● **What the exercise asks**:
Omit all pictures. Copy the rest of the material exactly.

● **Source data**:
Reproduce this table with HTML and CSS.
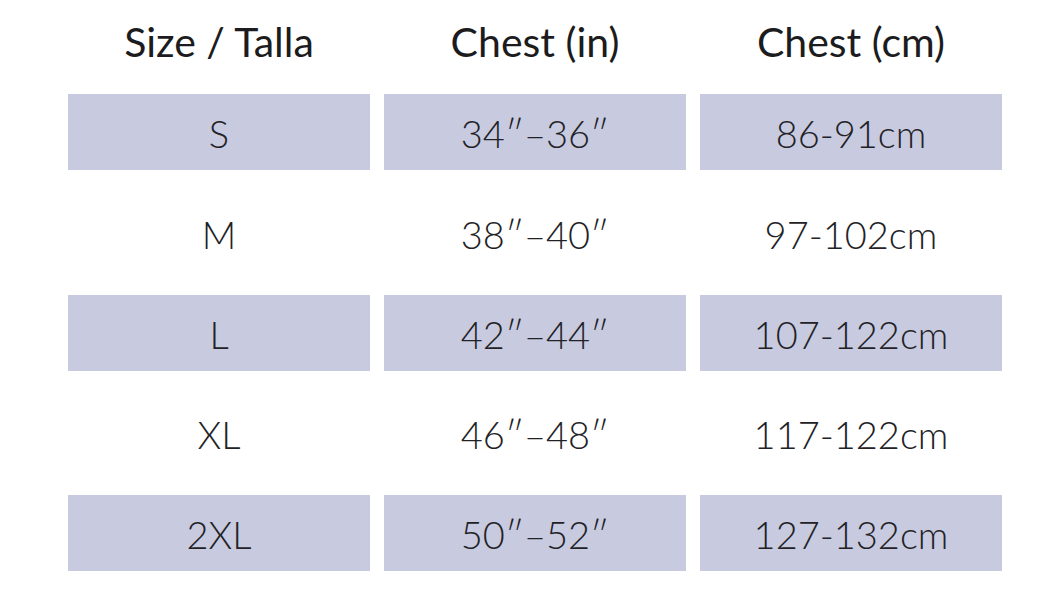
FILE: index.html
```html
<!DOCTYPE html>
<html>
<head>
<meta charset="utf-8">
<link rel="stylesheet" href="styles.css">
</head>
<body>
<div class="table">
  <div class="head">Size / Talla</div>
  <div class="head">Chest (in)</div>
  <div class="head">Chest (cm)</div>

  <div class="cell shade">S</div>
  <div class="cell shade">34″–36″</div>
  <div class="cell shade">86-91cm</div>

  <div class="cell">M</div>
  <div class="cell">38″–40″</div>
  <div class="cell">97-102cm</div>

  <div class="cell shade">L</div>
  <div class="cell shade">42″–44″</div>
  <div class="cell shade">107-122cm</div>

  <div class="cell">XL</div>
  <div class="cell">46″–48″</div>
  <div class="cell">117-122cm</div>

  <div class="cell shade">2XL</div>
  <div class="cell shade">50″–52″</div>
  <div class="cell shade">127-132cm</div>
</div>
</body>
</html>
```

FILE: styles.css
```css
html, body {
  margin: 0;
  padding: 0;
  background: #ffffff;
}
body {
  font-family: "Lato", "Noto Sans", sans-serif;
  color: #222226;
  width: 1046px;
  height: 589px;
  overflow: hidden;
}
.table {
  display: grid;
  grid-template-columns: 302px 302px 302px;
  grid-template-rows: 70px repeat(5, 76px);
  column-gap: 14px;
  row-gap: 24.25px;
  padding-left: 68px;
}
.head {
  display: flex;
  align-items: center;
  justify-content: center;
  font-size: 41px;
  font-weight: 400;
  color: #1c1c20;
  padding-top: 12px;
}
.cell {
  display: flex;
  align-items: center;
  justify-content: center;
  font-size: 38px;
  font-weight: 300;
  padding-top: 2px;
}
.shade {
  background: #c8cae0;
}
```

● **Correct response**:
Reproduce this table with HTML and CSS.
FILE: index.html
```html
<!DOCTYPE html>
<html>
<head>
<meta charset="utf-8">
<link rel="stylesheet" href="styles.css">
</head>
<body>
<div class="table">
  <div class="head">Size / Talla</div>
  <div class="head">Chest (in)</div>
  <div class="head">Chest (cm)</div>

  <div class="cell shade">S</div>
  <div class="cell shade">34″–36″</div>
  <div class="cell shade">86-91cm</div>

  <div class="cell">M</div>
  <div class="cell">38″–40″</div>
  <div class="cell">97-102cm</div>

  <div class="cell shade">L</div>
  <div class="cell shade">42″–44″</div>
  <div class="cell shade">107-122cm</div>

  <div class="cell">XL</div>
  <div class="cell">46″–48″</div>
  <div class="cell">117-122cm</div>

  <div class="cell shade">2XL</div>
  <div class="cell shade">50″–52″</div>
  <div class="cell shade">127-132cm</div>
</div>
</body>
</html>
```

FILE: styles.css
```css
html, body {
  margin: 0;
  padding: 0;
  background: #ffffff;
}
body {
  font-family: "Lato", "Noto Sans", sans-serif;
  color: #222226;
  width: 1046px;
  height: 589px;
  overflow: hidden;
}
.table {
  display: grid;
  grid-template-columns: 302px 302px 302px;
  grid-template-rows: 70px repeat(5, 76px);
  column-gap: 14px;
  row-gap: 24.25px;
  padding-left: 68px;
}
.head {
  display: flex;
  align-items: center;
  justify-content: center;
  font-size: 41px;
  font-weight: 400;
  color: #1c1c20;
  padding-top: 12px;
}
.cell {
  display: flex;
  align-items: center;
  justify-content: center;
  font-size: 38px;
  font-weight: 300;
  padding-top: 2px;
}
.shade {
  background: #c8cae0;
}
```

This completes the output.